The potential of fundamental research into ageing to contribute practical benefits to improve health at all ages, but particularly at older ages, has been under-recognised by most of the scientific establishment, and, importantly, by many of those who decide on allocation of resources for health research.20 21 Now that most people in developed nations reach old age in reasonable health, and scientific progress has been made on interventions capable of postponing nearly all the diseases and disabilities that affect older people, the time has arrived for national policies to support and develop practical interventions that slow ageing.

The research strategy that we propose is intended to supplement, rather than substitute for, research into specific diseases, which will continue to discover new and improved therapies and approaches to preventive medicine. We propose, however, a large increase in resources available for investigations into how diseases such as type 2 diabetes, congestive heart failure, Alzheimer’s disease, Parkinson’s disease, osteoporosis, sarcopenia, and most cancers, either interact with ageing or share mechanisms in common with it. We further propose greatly increased funding for basic research into the fundamental cellular and physiological changes that drive ageing itself.

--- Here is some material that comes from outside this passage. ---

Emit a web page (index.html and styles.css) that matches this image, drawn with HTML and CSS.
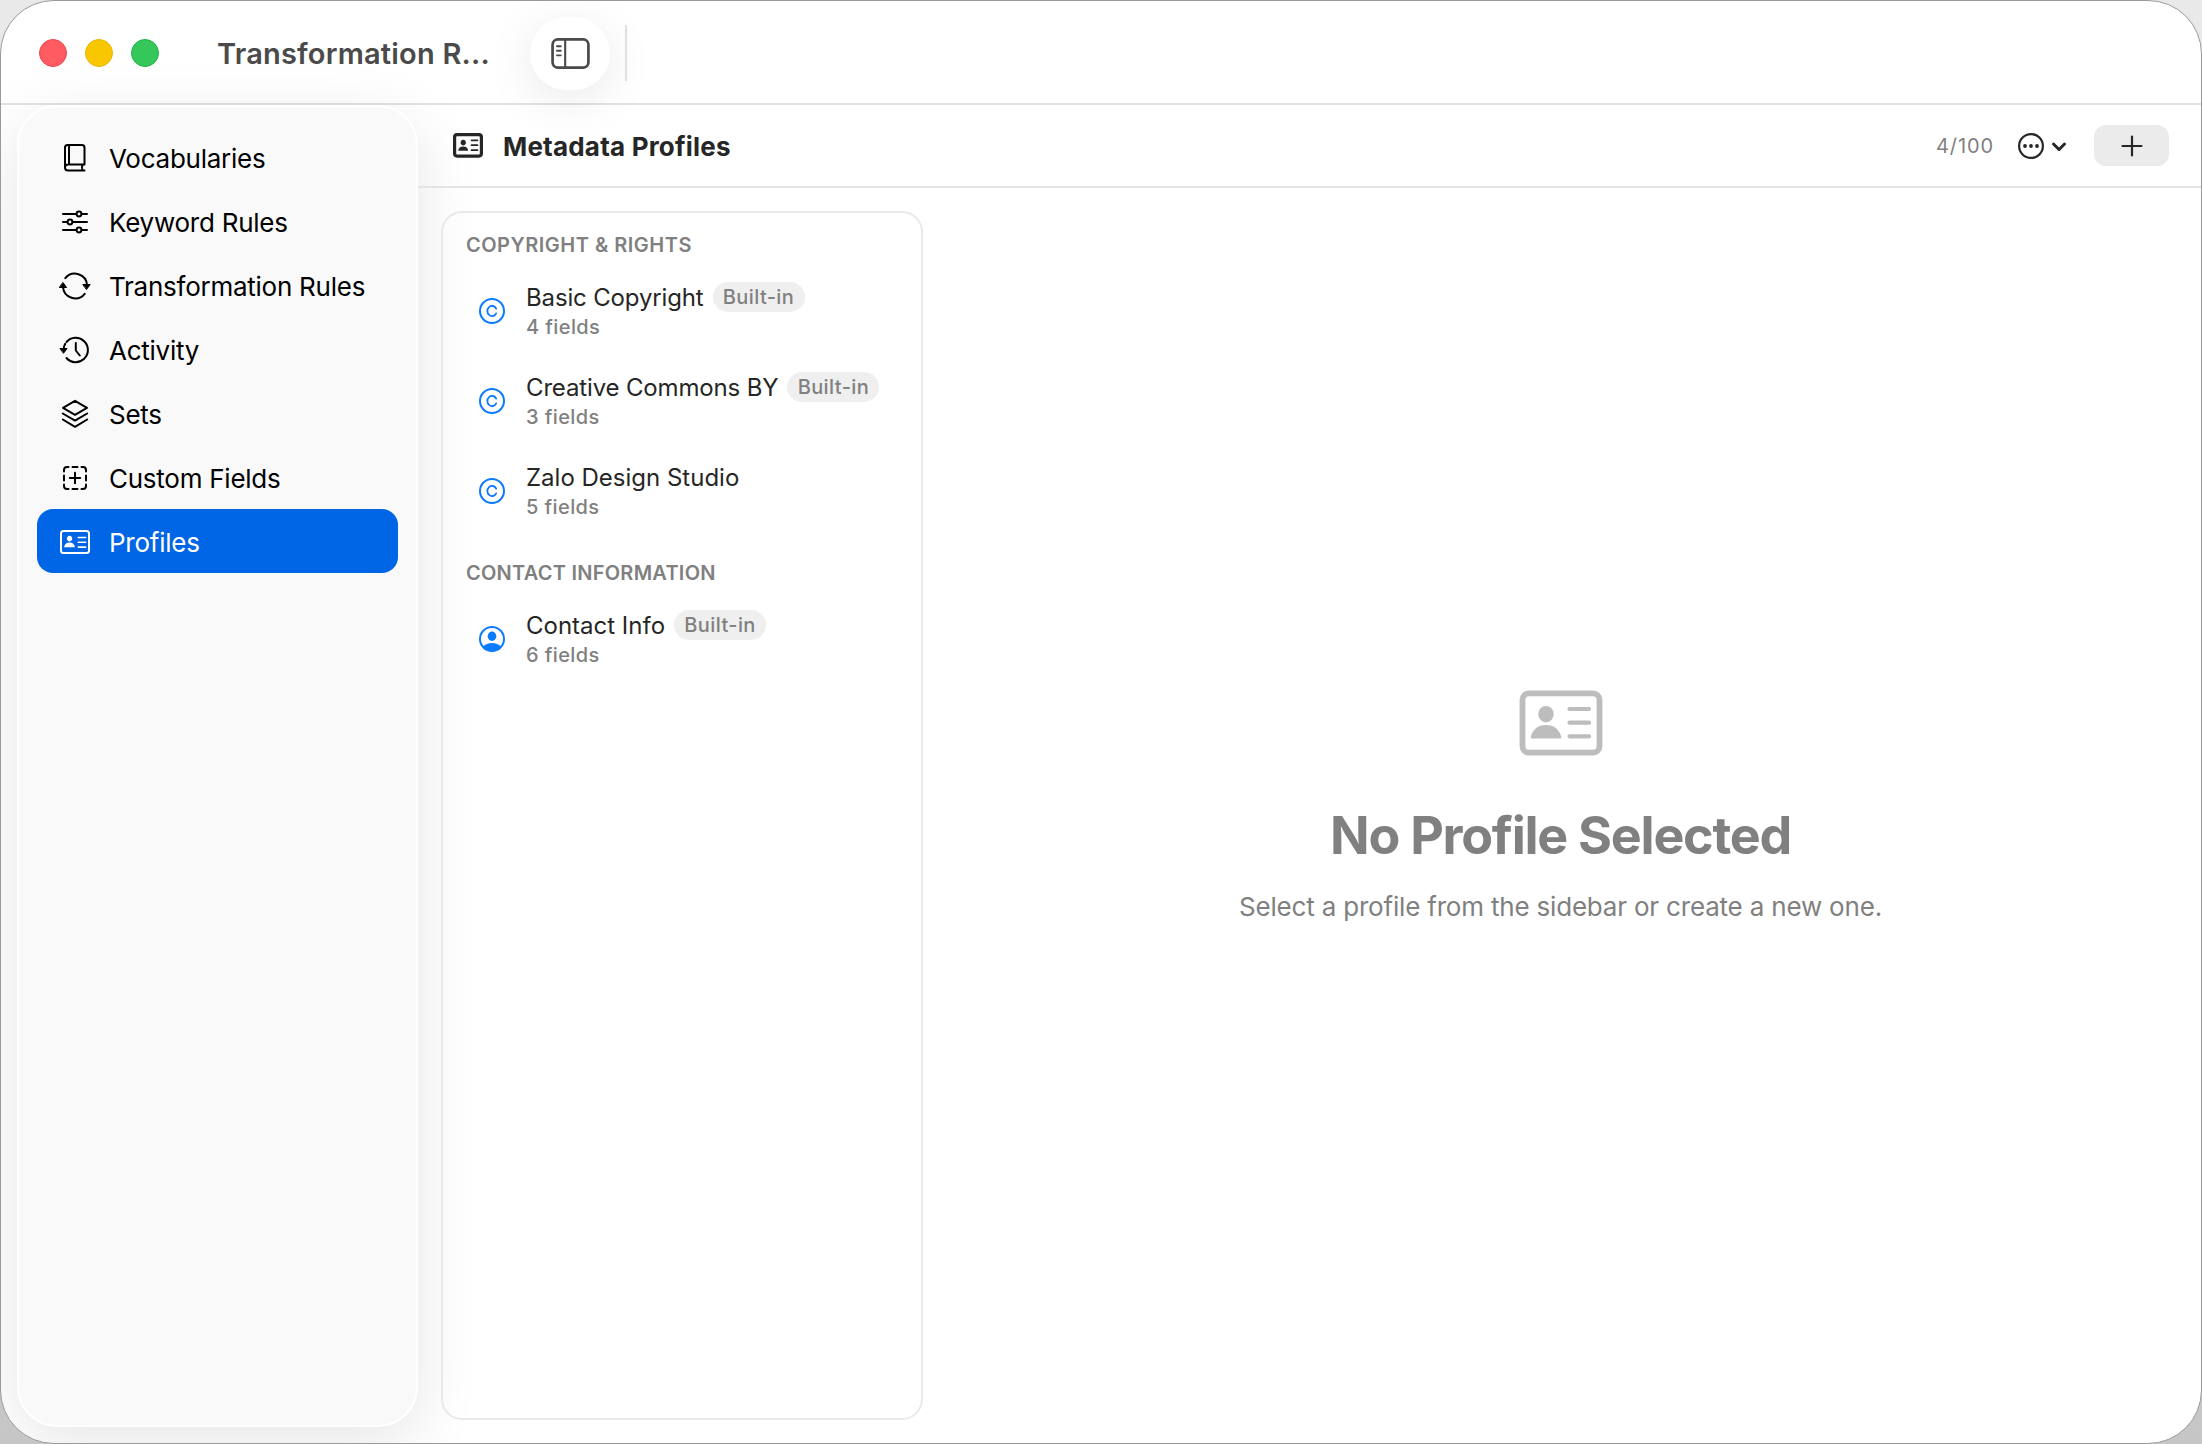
FILE: index.html
```html
<!DOCTYPE html>
<html lang="en">
<head>
  <meta charset="UTF-8">
  <meta name="viewport" content="width=device-width, initial-scale=1.0">
  <title>Metadata Profiles</title>
  <link rel="stylesheet" href="styles.css">
</head>
<body>
  <svg class="defs" aria-hidden="true">
    <symbol id="copyright" viewBox="0 0 26 26">
      <circle cx="13" cy="13" r="12" fill="none" stroke="currentColor" stroke-width="2"/>
      <path d="M17.2 10.6A4.7 5.1 0 1 0 17.2 15.4" fill="none" stroke="currentColor" stroke-width="1.8" stroke-linecap="round"/>
    </symbol>
  </svg>

  <div class="window">
    <header class="titlebar">
      <div class="lights">
        <span class="light red"></span>
        <span class="light yellow"></span>
        <span class="light green"></span>
      </div>
      <div class="window-title">Transformation R...</div>
      <button class="toggle" aria-label="Toggle sidebar">
        <svg width="39" height="31" viewBox="0 0 40 32" fill="none" stroke="#4a4a4a" stroke-linecap="round">
          <rect x="1.5" y="1.5" width="37" height="29" rx="5.5" stroke-width="2.8"/>
          <path d="M14.5 2v28" stroke-width="2.2"/>
          <path d="M6 8.5h4M6 13.2h4M6 17.9h4" stroke-width="1.9"/>
        </svg>
      </button>
      <span class="divider"></span>
    </header>

    <div class="body">
      <nav class="sidebar">
        <a class="nav-item">
          <svg class="nav-icon" width="32" height="32" viewBox="0 0 32 32">
            <path d="M6 25.500V5.500Q6 3 8.500 3H23Q25.500 3 25.500 5.500V22.500H9Q6 22.500 6 25.500T9 28.500H25.500M10 3v19.500M23.500 23q-1.200 2.500 0 5"/>
          </svg>
          <span>Vocabularies</span>
        </a>
        <a class="nav-item">
          <svg class="nav-icon" width="32" height="32" viewBox="0 0 32 32">
            <path d="M4 8h13M23 8h5M4 16h4M14 16h14M4 24h13M23 24h5"/>
            <circle cx="20" cy="8" r="2.4"/><circle cx="11" cy="16" r="2.4"/><circle cx="20" cy="24" r="2.4"/>
          </svg>
          <span>Keyword Rules</span>
        </a>
        <a class="nav-item">
          <svg class="nav-icon" width="32" height="32" viewBox="0 0 32 32">
            <path d="M6.300 8.200A12.200 12.200 0 0 1 28 15M25.700 23.800A12.200 12.200 0 0 1 4 17"/>
            <path d="M24.200 14.500h7l-3.500 4.800zM.6 17.500h7L4.100 12.700z" fill="currentColor" stroke-width="1"/>
          </svg>
          <span>Transformation Rules</span>
        </a>
        <a class="nav-item">
          <svg class="nav-icon" width="32" height="32" viewBox="0 0 32 32">
            <path d="M7.500 8A12.200 12.200 0 1 1 7.500 24M6.200 9.800A12.200 12.200 0 0 0 4.700 15M16.800 9v7.500l4 5"/>
            <path d="M1.300 14.500h6.800L4.700 19z" fill="currentColor" stroke-width="1"/>
          </svg>
          <span>Activity</span>
        </a>
        <a class="nav-item">
          <svg class="nav-icon" width="32" height="32" viewBox="0 0 32 32">
            <path d="M16 2.800L28 9.800 16 16.800 4 9.800zM3.800 15.500L16 22.600 28.200 15.500M3.800 21.500L16 28.800 28.200 21.500"/>
          </svg>
          <span>Sets</span>
        </a>
        <a class="nav-item">
          <svg class="nav-icon" width="32" height="32" viewBox="0 0 32 32">
            <path d="M5 9.500V8q0-3 3-3h1.500M13.500 5h5M22.500 5H24q3 0 3 3v1.500M27 13.500v5M27 22.500V24q0 3-3 3h-1.500M18.500 27h-5M9.500 27H8q-3 0-3-3v-1.500M5 18.500v-5M10.800 16h10.400M16 10.800v10.400"/>
          </svg>
          <span>Custom Fields</span>
        </a>
        <a class="nav-item selected">
          <svg class="nav-icon" width="32" height="32" viewBox="0 0 32 32">
            <rect x="2" y="5" width="28" height="22" rx="2.500"/>
            <path d="M19.300 11.500h7.400M19.300 16.300h7.400M19.300 21.100h7.400" stroke-width="1.600"/>
            <path d="M5 21.300q.8-4.800 5.500-4.800t5.500 4.800zM10.500 15.500a2.700 2.900 0 1 1 .1 0z" fill="currentColor" stroke="none"/>
          </svg>
          <span>Profiles</span>
        </a>
      </nav>

      <main class="main">
        <div class="toolbar">
          <svg class="toolbar-icon" width="30" height="25" viewBox="0 0 30 25" fill="none" stroke="#262626" stroke-linecap="round">
            <rect x="1.600" y="1.600" width="26.800" height="21.500" rx="2.500" stroke-width="3.200"/>
            <path d="M18.500 7.300h6M18.500 12.200h6M18.500 17.100h6" stroke-width="1.700"/>
            <path d="M5.200 17.800q.6-4.200 5-4.200t5 4.200zM10.200 12.500a2.700 2.900 0 1 1 .1 0z" fill="#262626" stroke="none"/>
          </svg>
          <h1 class="toolbar-title">Metadata Profiles</h1>
          <span class="count">4/100</span>
          <button class="more" aria-label="More">
            <svg width="50" height="28" viewBox="0 0 50 28" fill="none" stroke="#262626" stroke-linecap="round" stroke-linejoin="round">
              <circle cx="14" cy="14" r="11.900" stroke-width="2.200"/>
              <g fill="#262626" stroke="none"><circle cx="8" cy="14" r="1.900"/><circle cx="14" cy="14" r="1.900"/><circle cx="20" cy="14" r="1.900"/></g>
              <path d="M36.500 12l5.500 5.500 5.500-5.500" stroke-width="3"/>
            </svg>
          </button>
          <button class="add" aria-label="Add profile">
            <svg width="22" height="22" viewBox="0 0 22 22" stroke="#262626" stroke-width="2.200" stroke-linecap="round"><path d="M11 1.500v19M1.500 11h19"/></svg>
          </button>
        </div>

        <div class="content">
          <section class="profiles">
            <h2 class="group-title first">COPYRIGHT &amp; RIGHTS</h2>
            <div class="profile">
              <svg class="profile-icon"><use href="#copyright"/></svg>
              <div class="profile-text">
                <div class="profile-name"><span class="name long">Basic Copyright</span><span class="badge">Built-in</span></div>
                <div class="fields">4 fields</div>
              </div>
            </div>
            <div class="profile">
              <svg class="profile-icon"><use href="#copyright"/></svg>
              <div class="profile-text">
                <div class="profile-name"><span class="name long">Creative Commons BY</span><span class="badge">Built-in</span></div>
                <div class="fields">3 fields</div>
              </div>
            </div>
            <div class="profile">
              <svg class="profile-icon"><use href="#copyright"/></svg>
              <div class="profile-text">
                <div class="profile-name"><span class="name">Zalo Design Studio</span></div>
                <div class="fields">5 fields</div>
              </div>
            </div>
            <h2 class="group-title">CONTACT INFORMATION</h2>
            <div class="profile">
              <svg class="profile-icon" viewBox="0 0 26 26">
                <circle cx="13" cy="13" r="12" fill="none" stroke="currentColor" stroke-width="2"/>
                <ellipse cx="13" cy="10.300" rx="4.300" ry="4.700" fill="currentColor"/>
                <path d="M4 20.500Q7.500 17 13 17t9 3.500Q18.500 25.300 13 25.300T4 20.500z" fill="currentColor"/>
              </svg>
              <div class="profile-text">
                <div class="profile-name"><span class="name">Contact Info</span><span class="badge">Built-in</span></div>
                <div class="fields">6 fields</div>
              </div>
            </div>
          </section>

          <section class="empty">
            <svg class="empty-icon" width="84" height="66" viewBox="0 0 84 66" fill="none" stroke="#bdbdbd" stroke-linecap="round">
              <rect x="3.500" y="3.300" width="77" height="59.400" rx="6.500" stroke-width="5.800"/>
              <path d="M50.500 19h19.500M50.500 32.700h19.500M50.500 46.300h19.500" stroke-width="4.200"/>
              <path d="M13 48.500q-1.500 0-1.200-1.500C13.500 39.500 19 35 27 35s13.500 4.500 15.300 12q.3 1.500-1.200 1.500z" fill="#bdbdbd" stroke="none"/>
              <ellipse cx="27" cy="24.200" rx="7.700" ry="8.300" fill="#bdbdbd" stroke="none"/>
            </svg>
            <h2 class="empty-title">No Profile Selected</h2>
            <p class="empty-text">Select a profile from the sidebar or create a new one.</p>
          </section>
        </div>
      </main>
    </div>
  </div>
</body>
</html>
```

FILE: styles.css
```css
* {
  box-sizing: border-box;
}
body {
  margin: 0;
  height: 1444px;
  overflow: hidden;
  background: linear-gradient(#e9e9e9, #c6c6c6);
  font-family: Inter, sans-serif;
  color: #262626;
}
h1, h2, p {
  margin: 0;
}
button {
  border: none;
  padding: 0;
  background: none;
  display: flex;
  align-items: center;
  justify-content: center;
}
.defs {
  display: none;
}
.window {
  width: 2202px;
  height: 1444px;
  display: flex;
  flex-direction: column;
  background: #fff;
  border: 1px solid #999;
  border-radius: 54px;
  overflow: hidden;
}

/* title bar */
.titlebar {
  height: 104px;
  flex: none;
  display: flex;
  align-items: center;
  padding: 2px 0 0 38px;
  border-bottom: 2px solid #e2e2e2;
}
.lights {
  display: flex;
  gap: 18px;
}
.light {
  width: 28px;
  height: 28px;
  border-radius: 50%;
}
.red {
  background: #ff5b60;
  border: 1px solid #e8484e;
}
.yellow {
  background: #f9c700;
  border: 1px solid #e6b500;
}
.green {
  background: #35c759;
  border: 1px solid #22b347;
}
.window-title {
  width: 313px;
  margin-left: 58px;
  font-size: 29px;
  font-weight: 600;
  letter-spacing: 0.2px;
  color: #4a4a4a;
  white-space: nowrap;
}
.toggle {
  width: 80px;
  height: 73px;
  border-radius: 37px;
  background: #fff;
  box-shadow: 0 10px 50px rgba(0, 0, 0, 0.09);
}
.divider {
  width: 2px;
  height: 56px;
  margin-left: 15px;
  background: #e0e0e0;
}

/* sidebar */
.body {
  flex: 1;
  min-height: 0;
  display: flex;
}
.sidebar {
  width: 401px;
  height: 1322px;
  margin-left: 16px;
  flex: none;
  padding: 18px;
  background: #f9f9f9;
  border: 2px solid #fff;
  border-radius: 40px;
  box-shadow: 0 16px 64px rgba(0, 0, 0, 0.1);
}
.nav-item {
  height: 64px;
  width: 361px;
  display: flex;
  align-items: center;
  gap: 18px;
  padding: 2px 0 0 22px;
  border-radius: 16px;
  font-size: 26px;
  letter-spacing: -0.25px;
  color: #000;
  white-space: nowrap;
}
.nav-icon {
  fill: none;
  stroke: currentColor;
  stroke-width: 2;
  stroke-linecap: round;
  stroke-linejoin: round;
}
.selected {
  background: #0066e5;
  color: #fff;
}

/* main column */
.main {
  flex: 1;
  min-width: 0;
  display: flex;
  flex-direction: column;
}
.toolbar {
  height: 83px;
  flex: none;
  display: flex;
  align-items: center;
  padding: 0 32px 0 35px;
  border-bottom: 2px solid #e4e4e4;
}
.toolbar-title {
  margin-left: 20px;
  padding-top: 1px;
  flex: 1;
  font-size: 26px;
  font-weight: 700;
  letter-spacing: 0.2px;
}
.count {
  font-size: 20px;
  letter-spacing: 0.9px;
  color: #808080;
}
.more {
  margin-left: 23px;
}
.add {
  width: 75px;
  height: 41px;
  margin-left: 27px;
  border-radius: 12px;
  background: #ebebeb;
}
.content {
  flex: 1;
  min-height: 0;
  display: flex;
}

/* profile list */
.profiles {
  width: 482px;
  height: 1209px;
  margin: 23px 0 0 23px;
  flex: none;
  padding: 0 23px;
  border: 2px solid #e9e9e9;
  border-radius: 21px;
}
.group-title {
  margin: 24px 0 8px;
  height: 26px;
  line-height: 26px;
  font-size: 20px;
  font-weight: 600;
  letter-spacing: 0.25px;
  color: #808080;
  white-space: nowrap;
}
.group-title.first {
  margin-top: 19px;
  letter-spacing: 0.5px;
}
.profile {
  height: 90px;
  display: flex;
  align-items: center;
  gap: 21px;
  padding-left: 13px;
}
.profile-icon {
  width: 26px;
  height: 26px;
  flex: none;
  color: #0a7aff;
}
.profile-text {
  padding-top: 2px;
}
.profile-name {
  height: 30px;
  display: flex;
  align-items: center;
  gap: 9px;
}
.name {
  font-size: 24px;
  white-space: nowrap;
}
.name.long {
  letter-spacing: -0.15px;
}
.badge {
  height: 30px;
  line-height: 30px;
  width: 92px;
  border-radius: 15px;
  background: #efefef;
  text-align: center;
  font-size: 20px;
  font-weight: 500;
  letter-spacing: 0.4px;
  color: #808080;
  white-space: nowrap;
}
.fields {
  height: 30px;
  line-height: 30px;
  font-size: 20px;
  font-weight: 500;
  letter-spacing: 0.4px;
  color: #808080;
}

/* empty state */
.empty {
  flex: 1;
  display: flex;
  flex-direction: column;
  align-items: center;
  padding: 502px 3px 0 0;
  color: #808080;
}
.empty-title {
  margin-top: 48px;
  line-height: 64px;
  font-size: 52px;
  font-weight: 700;
  letter-spacing: -1.27px;
}
.empty-text {
  margin-top: 23px;
  line-height: 32px;
  font-size: 26px;
  letter-spacing: -0.19px;
}
```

The pursuit of extended healthy life through slowing ageing has the potential to yield dramatic simultaneous gains against many if not all of the diseases and disorders expressed in later life. The most efficient approach to combating disease and disability is to pursue the means to modify the key risk factor that underlies them all—ageing itself. Pursuing an aggressive research strategy to devise interventions against ageing suitable for humans requires that it is a goal worth pursuing (it is), and that we have good leads to follow (we do), but it does not require that we know, in advance, which of the current ideas about mechanisms affecting the rate of ageing are most likely to produce effective interventions. A fresh emphasis on ageing should vastly accelerate the health, economic, and social benefits of the extension of healthy life, which we refer to collectively as the longevity dividend.22

Competing interests: None declared.

Contributors and sources: This article arose from the authors’ efforts to get physicians, scientists, and politicians to understand and appreciate the public health benefits that would accrue from efforts to slow ageing, and distinguish those benefits from the current medical approach to attacking one disease at a time. All authors participated in the drafting and editing of the article and approved the final version. RNB is guarantor.

Provenance and peer review: Not commissioned; externally peer reviewed.